Martin Tod, also on the executive, says: “I just cannot see what the Tories could give us that would make it palatable. It would have to be something spectacular like the single transferable vote system for Westminster elections, which the Tories would never concede.” Tod predicts that Lib Dem peers may lead a revolt against any plan for a second coalition with the Tories.

Naomi Smith, chair of the Lib Dems’ largest grassroots grouping, the Social Liberal Forum, says: “Many Liberal Democrat activists would find it unacceptable for our parliamentarians to help facilitate David Cameron’s harebrained plan for renegotiating the UK’s relationship with the EU, which is designed solely to avoid civil war in British Conservatism. The Tories continue to put the national interest at risk by playing politics over the issue of Europe, and Liberal Democrats should play no part in that.”

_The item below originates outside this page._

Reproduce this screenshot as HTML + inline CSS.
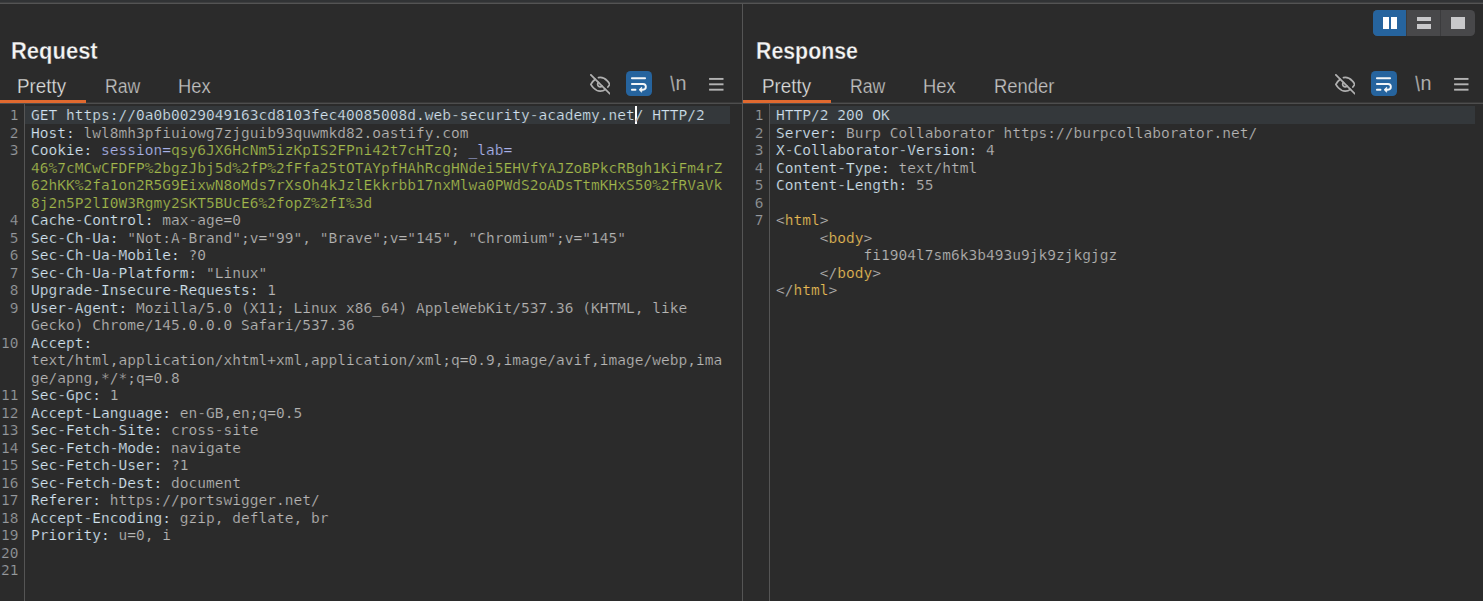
<!DOCTYPE html>
<html lang="en">
<head>
<meta charset="utf-8">
<title>Request / Response</title>
<style>
html,body{margin:0;padding:0;}
body{width:1483px;height:601px;overflow:hidden;background:#2b2b2b;position:relative;}
.abs{position:absolute;}
.sans{font-family:"Liberation Sans", "DejaVu Sans", sans-serif;}
.row,.ln{position:absolute;font-family:"DejaVu Sans Mono", "Liberation Mono", monospace;font-size:14.5px;line-height:17.5px;height:17.5px;white-space:pre;letter-spacing:0.0203px;-webkit-text-stroke:0.22px #2b2b2b;}
.ln{width:40px;text-align:right;color:#979a9e;}
.u{-webkit-text-stroke:0;}
.n{color:#d2e2ef;}
.v{color:#b7b6b5;}
.p{color:#a9b2e8;}
.g{color:#a2b84c;}
.t{color:#e8bb55;}
.title{font-weight:bold;font-size:23px;line-height:26px;color:#f4f4f4;top:38.4px;transform-origin:0 0;transform:scaleX(0.955);-webkit-text-stroke:0.3px #2b2b2b;}
.tab{font-size:19.5px;line-height:24px;color:#c2c2c2;top:73.6px;transform-origin:0 0;-webkit-text-stroke:0.25px #2b2b2b;}
.tab.sel{color:#dedede;}
</style>
</head>
<body>
<!-- top strip -->
<div class="abs" style="left:0;top:0;width:1483px;height:2px;background:#313335"></div>
<div class="abs" style="left:0;top:2px;width:1483px;height:1px;background:#3e3f40"></div>
<div class="abs" style="left:0;top:3px;width:1483px;height:1px;background:#545454"></div>
<!-- pane divider -->
<div class="abs" style="left:742px;top:3px;width:1px;height:598px;background:#555555"></div>

<!-- layout switcher -->
<div class="abs" style="left:1373px;top:10px;width:101.5px;height:26px;border-radius:4.5px;background:#48484a;overflow:hidden">
  <div class="abs" style="left:0;top:0;width:33px;height:26px;background:#26649e"></div>
  <div class="abs" style="left:33px;top:0;width:1.1px;height:26px;background:#3b3b3d"></div>
  <div class="abs" style="left:66.7px;top:0;width:1.1px;height:26px;background:#3b3b3d"></div>
  <div class="abs" style="left:9.9px;top:6.6px;width:5.9px;height:12.1px;background:#ffffff"></div>
  <div class="abs" style="left:18.4px;top:6.6px;width:5.8px;height:12.1px;background:#ffffff"></div>
  <div class="abs" style="left:43.8px;top:6.9px;width:14.2px;height:4.2px;background:#c8c8ca"></div>
  <div class="abs" style="left:43.8px;top:14.3px;width:14.2px;height:4.4px;background:#c8c8ca"></div>
  <div class="abs" style="left:77.8px;top:6.7px;width:14px;height:12px;background:#c8c8ca"></div>
</div>

<!-- REQUEST pane -->
<div class="abs sans title" style="left:11px">Request</div>
<div class="abs sans tab sel" style="left:17px;transform:scaleX(0.965)">Pretty</div>
<div class="abs sans tab" style="left:105px;transform:scaleX(0.905)">Raw</div>
<div class="abs sans tab" style="left:178px;transform:scaleX(0.94)">Hex</div>
<div class="abs" style="left:0;top:100px;width:86px;height:3px;background:#e0692f"></div>

<svg class="abs" style="left:589.7px;top:74.2px" width="20.6" height="20.6" viewBox="0 0 24 24" fill="none" stroke="#b0b0b0" stroke-width="2.05" stroke-linecap="round" stroke-linejoin="round">
  <path d="M17.94 17.94A10.07 10.07 0 0 1 12 20c-7 0-11-8-11-8a18.45 18.45 0 0 1 5.06-5.94M9.9 4.24A9.12 9.12 0 0 1 12 4c7 0 11 8 11 8a18.5 18.5 0 0 1-2.16 3.19m-6.72-1.07a3 3 0 1 1-4.24-4.24"/>
  <path d="M1 1 L23 23"/>
</svg>
<div class="abs" style="left:626px;top:71px;width:26px;height:25px;border-radius:4.5px;background:#26649e"></div>
<svg class="abs" style="left:626px;top:71px" width="26" height="25" viewBox="626 71 26 25" fill="none" stroke="#f4f6f8" stroke-width="1.9" stroke-linecap="round" stroke-linejoin="round">
  <path d="M631.9 78.3 H645.1"/>
  <path d="M631.9 84 H643 A2.85 2.85 0 0 1 643 89.7 H641"/>
  <path d="M631.9 89.7 H635.5"/>
  <path d="M641.4 87.5 L639.1 89.7 L641.4 91.9 Z" fill="#f4f6f8" stroke-width="0.9"/>
</svg>
<svg class="abs sans" style="left:666px;top:70px" width="26" height="28" viewBox="666 70 26 28">
  <text transform="translate(670.4 90.6) scale(0.74 1)" font-size="19.9" fill="#adadad" stroke="#adadad" stroke-width="0.5">\</text>
  <text transform="translate(675.6 90.1) scale(0.97 1)" font-size="20.4" fill="#adadad">n</text>
</svg>
<svg class="abs" style="left:706px;top:74px" width="22" height="20" viewBox="706 74 22 20" fill="#b3b3b3">
  <rect x="709.1" y="77.95" width="14.4" height="1.9"/>
  <rect x="709.1" y="83.35" width="14.4" height="1.9"/>
  <rect x="709.1" y="88.75" width="14.4" height="1.9"/>
</svg>

<div class="abs" style="left:86px;top:102px;width:656px;height:1px;background:#393939"></div>
<div class="abs" style="left:0;top:103px;width:742px;height:1px;background:#4e4e4e"></div>
<div class="abs" style="left:24px;top:104px;width:1px;height:497px;background:#555555"></div>
<div class="abs" style="left:25px;top:106px;width:704.5px;height:18px;background:#34383b"></div>
<div class="abs" style="left:635px;top:106px;width:2px;height:18px;background:#ffffff"></div>
<div class="ln" style="top:107px;left:-21.5px">1</div>
<div class="row" style="top:107px;left:31px"><span class="n">GET https://0a0b0029049163cd8103fec40085008d.web-security-academy.net/ HTTP/2</span></div>
<div class="ln" style="top:124.5px;left:-21.5px">2</div>
<div class="row" style="top:124.5px;left:31px"><span class="n">Host:</span><span class="v"> lwl8mh3pfiuiowg7zjguib93quwmkd82.oastify.com</span></div>
<div class="ln" style="top:142px;left:-21.5px">3</div>
<div class="row" style="top:142px;left:31px"><span class="n">Cookie:</span><span class="v"> </span><span class="p">session=</span><span class="g">qsy6JX6HcNm5izKpIS2FPni42t7cHTzQ</span><span class="v">; </span><span class="p"><span class="u">_</span>lab=</span></div>
<div class="row" style="top:159.5px;left:31px"><span class="g">46%7cMCwCFDFP%2bgzJbj5d%2fP%2fFfa25tOTAYpfHAhRcgHNdei5EHVfYAJZoBPkcRBgh1KiFm4rZ</span></div>
<div class="row" style="top:177px;left:31px"><span class="g">62hKK%2fa1on2R5G9EixwN8oMds7rXsOh4kJzlEkkrbb17nxMlwa0PWdS2oADsTtmKHxS50%2fRVaVk</span></div>
<div class="row" style="top:194.5px;left:31px"><span class="g">8j2n5P2lI0W3Rgmy2SKT5BUcE6%2fopZ%2fI%3d</span></div>
<div class="ln" style="top:212px;left:-21.5px">4</div>
<div class="row" style="top:212px;left:31px"><span class="n">Cache-Control:</span><span class="v"> max-age=0</span></div>
<div class="ln" style="top:229.5px;left:-21.5px">5</div>
<div class="row" style="top:229.5px;left:31px"><span class="n">Sec-Ch-Ua:</span><span class="v"> "Not:A-Brand";v="99", "Brave";v="145", "Chromium";v="145"</span></div>
<div class="ln" style="top:247px;left:-21.5px">6</div>
<div class="row" style="top:247px;left:31px"><span class="n">Sec-Ch-Ua-Mobile:</span><span class="v"> ?0</span></div>
<div class="ln" style="top:264.5px;left:-21.5px">7</div>
<div class="row" style="top:264.5px;left:31px"><span class="n">Sec-Ch-Ua-Platform:</span><span class="v"> "Linux"</span></div>
<div class="ln" style="top:282px;left:-21.5px">8</div>
<div class="row" style="top:282px;left:31px"><span class="n">Upgrade-Insecure-Requests:</span><span class="v"> 1</span></div>
<div class="ln" style="top:299.5px;left:-21.5px">9</div>
<div class="row" style="top:299.5px;left:31px"><span class="n">User-Agent:</span><span class="v"> Mozilla/5.0 (X11; Linux x86<span class="u">_</span>64) AppleWebKit/537.36 (KHTML, like</span></div>
<div class="row" style="top:317px;left:31px"><span class="v">Gecko) Chrome/145.0.0.0 Safari/537.36</span></div>
<div class="ln" style="top:334.5px;left:-21.5px">10</div>
<div class="row" style="top:334.5px;left:31px"><span class="n">Accept:</span></div>
<div class="row" style="top:352px;left:31px"><span class="v">text/html,application/xhtml+xml,application/xml;q=0.9,image/avif,image/webp,ima</span></div>
<div class="row" style="top:369.5px;left:31px"><span class="v">ge/apng,*/*;q=0.8</span></div>
<div class="ln" style="top:387px;left:-21.5px">11</div>
<div class="row" style="top:387px;left:31px"><span class="n">Sec-Gpc:</span><span class="v"> 1</span></div>
<div class="ln" style="top:404.5px;left:-21.5px">12</div>
<div class="row" style="top:404.5px;left:31px"><span class="n">Accept-Language:</span><span class="v"> en-GB,en;q=0.5</span></div>
<div class="ln" style="top:422px;left:-21.5px">13</div>
<div class="row" style="top:422px;left:31px"><span class="n">Sec-Fetch-Site:</span><span class="v"> cross-site</span></div>
<div class="ln" style="top:439.5px;left:-21.5px">14</div>
<div class="row" style="top:439.5px;left:31px"><span class="n">Sec-Fetch-Mode:</span><span class="v"> navigate</span></div>
<div class="ln" style="top:457px;left:-21.5px">15</div>
<div class="row" style="top:457px;left:31px"><span class="n">Sec-Fetch-User:</span><span class="v"> ?1</span></div>
<div class="ln" style="top:474.5px;left:-21.5px">16</div>
<div class="row" style="top:474.5px;left:31px"><span class="n">Sec-Fetch-Dest:</span><span class="v"> document</span></div>
<div class="ln" style="top:492px;left:-21.5px">17</div>
<div class="row" style="top:492px;left:31px"><span class="n">Referer:</span><span class="v"> https://portswigger.net/</span></div>
<div class="ln" style="top:509.5px;left:-21.5px">18</div>
<div class="row" style="top:509.5px;left:31px"><span class="n">Accept-Encoding:</span><span class="v"> gzip, deflate, br</span></div>
<div class="ln" style="top:527px;left:-21.5px">19</div>
<div class="row" style="top:527px;left:31px"><span class="n">Priority:</span><span class="v"> u=0, i</span></div>
<div class="ln" style="top:544.5px;left:-21.5px">20</div>
<div class="ln" style="top:562px;left:-21.5px">21</div>

<!-- RESPONSE pane -->
<div class="abs sans title" style="left:756px;transform:scaleX(0.927)">Response</div>
<div class="abs sans tab sel" style="left:762px;transform:scaleX(0.965)">Pretty</div>
<div class="abs sans tab" style="left:850px;transform:scaleX(0.905)">Raw</div>
<div class="abs sans tab" style="left:923px;transform:scaleX(0.94)">Hex</div>
<div class="abs sans tab" style="left:994px;transform:scaleX(0.945)">Render</div>
<div class="abs" style="left:743px;top:100px;width:88px;height:3px;background:#e0692f"></div>

<svg class="abs" style="left:1334.7px;top:74.2px" width="20.6" height="20.6" viewBox="0 0 24 24" fill="none" stroke="#b0b0b0" stroke-width="2.05" stroke-linecap="round" stroke-linejoin="round">
  <path d="M17.94 17.94A10.07 10.07 0 0 1 12 20c-7 0-11-8-11-8a18.45 18.45 0 0 1 5.06-5.94M9.9 4.24A9.12 9.12 0 0 1 12 4c7 0 11 8 11 8a18.5 18.5 0 0 1-2.16 3.19m-6.72-1.07a3 3 0 1 1-4.24-4.24"/>
  <path d="M1 1 L23 23"/>
</svg>
<div class="abs" style="left:1371px;top:71px;width:26px;height:25px;border-radius:4.5px;background:#26649e"></div>
<svg class="abs" style="left:1371px;top:71px" width="26" height="25" viewBox="626 71 26 25" fill="none" stroke="#f4f6f8" stroke-width="1.9" stroke-linecap="round" stroke-linejoin="round">
  <path d="M631.9 78.3 H645.1"/>
  <path d="M631.9 84 H643 A2.85 2.85 0 0 1 643 89.7 H641"/>
  <path d="M631.9 89.7 H635.5"/>
  <path d="M641.4 87.5 L639.1 89.7 L641.4 91.9 Z" fill="#f4f6f8" stroke-width="0.9"/>
</svg>
<svg class="abs sans" style="left:1411px;top:70px" width="26" height="28" viewBox="666 70 26 28">
  <text transform="translate(670.4 90.6) scale(0.74 1)" font-size="19.9" fill="#adadad" stroke="#adadad" stroke-width="0.5">\</text>
  <text transform="translate(675.6 90.1) scale(0.97 1)" font-size="20.4" fill="#adadad">n</text>
</svg>
<svg class="abs" style="left:1451px;top:74px" width="22" height="20" viewBox="706 74 22 20" fill="#b3b3b3">
  <rect x="709.1" y="77.95" width="14.4" height="1.9"/>
  <rect x="709.1" y="83.35" width="14.4" height="1.9"/>
  <rect x="709.1" y="88.75" width="14.4" height="1.9"/>
</svg>

<div class="abs" style="left:831px;top:102px;width:652px;height:1px;background:#393939"></div>
<div class="abs" style="left:743px;top:103px;width:740px;height:1px;background:#4e4e4e"></div>
<div class="abs" style="left:769px;top:104px;width:1px;height:497px;background:#555555"></div>
<div class="abs" style="left:770px;top:106px;width:704.5px;height:18px;background:#34383b"></div>
<div class="ln" style="top:107px;left:723.5px">1</div>
<div class="row" style="top:107px;left:776px"><span class="n">HTTP/2 200 OK</span></div>
<div class="ln" style="top:124.5px;left:723.5px">2</div>
<div class="row" style="top:124.5px;left:776px"><span class="n">Server:</span><span class="v"> Burp Collaborator https://burpcollaborator.net/</span></div>
<div class="ln" style="top:142px;left:723.5px">3</div>
<div class="row" style="top:142px;left:776px"><span class="n">X-Collaborator-Version:</span><span class="v"> 4</span></div>
<div class="ln" style="top:159.5px;left:723.5px">4</div>
<div class="row" style="top:159.5px;left:776px"><span class="n">Content-Type:</span><span class="v"> text/html</span></div>
<div class="ln" style="top:177px;left:723.5px">5</div>
<div class="row" style="top:177px;left:776px"><span class="n">Content-Length:</span><span class="v"> 55</span></div>
<div class="ln" style="top:194.5px;left:723.5px">6</div>
<div class="ln" style="top:212px;left:723.5px">7</div>
<div class="row" style="top:212px;left:776px"><span class="v">&lt;</span><span class="t">html</span><span class="v">&gt;</span></div>
<div class="row" style="top:229.5px;left:776px"><span class="v">     &lt;</span><span class="t">body</span><span class="v">&gt;</span></div>
<div class="row" style="top:247px;left:776px"><span class="v">          fi1904l7sm6k3b493u9jk9zjkgjgz</span></div>
<div class="row" style="top:264.5px;left:776px"><span class="v">     &lt;/</span><span class="t">body</span><span class="v">&gt;</span></div>
<div class="row" style="top:282px;left:776px"><span class="v">&lt;/</span><span class="t">html</span><span class="v">&gt;</span></div>
</body>
</html>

But there are plenty who take a more pragmatic view – which is that the Lib Dems are now a party of compromise and that being in government with the Tories again is entirely possible. Munt, in Wells, seems to be one of them. “David Cameron isn’t ideological,” she says. “You can work with a person like that.”

Adrian Sanders, the Lib Dem MP for Torbay, who was against a coalition with the Tories in 2010, also seems open-minded about whether it is Tory or Labour. “The coalition was in the nation’s interests: everyone can see that. I don’t think beyond 7 May. Anything could happen.”

Sunday’s Opinium/Observer poll shows Lib Dem voters to be deeply split over what the party should do after the election. For now, the main focus is on survival. But, after the election, an argument about what the party is really for is set to break out. It is one that even Paddy Ashdown at his most forceful and succinct may struggle to settle.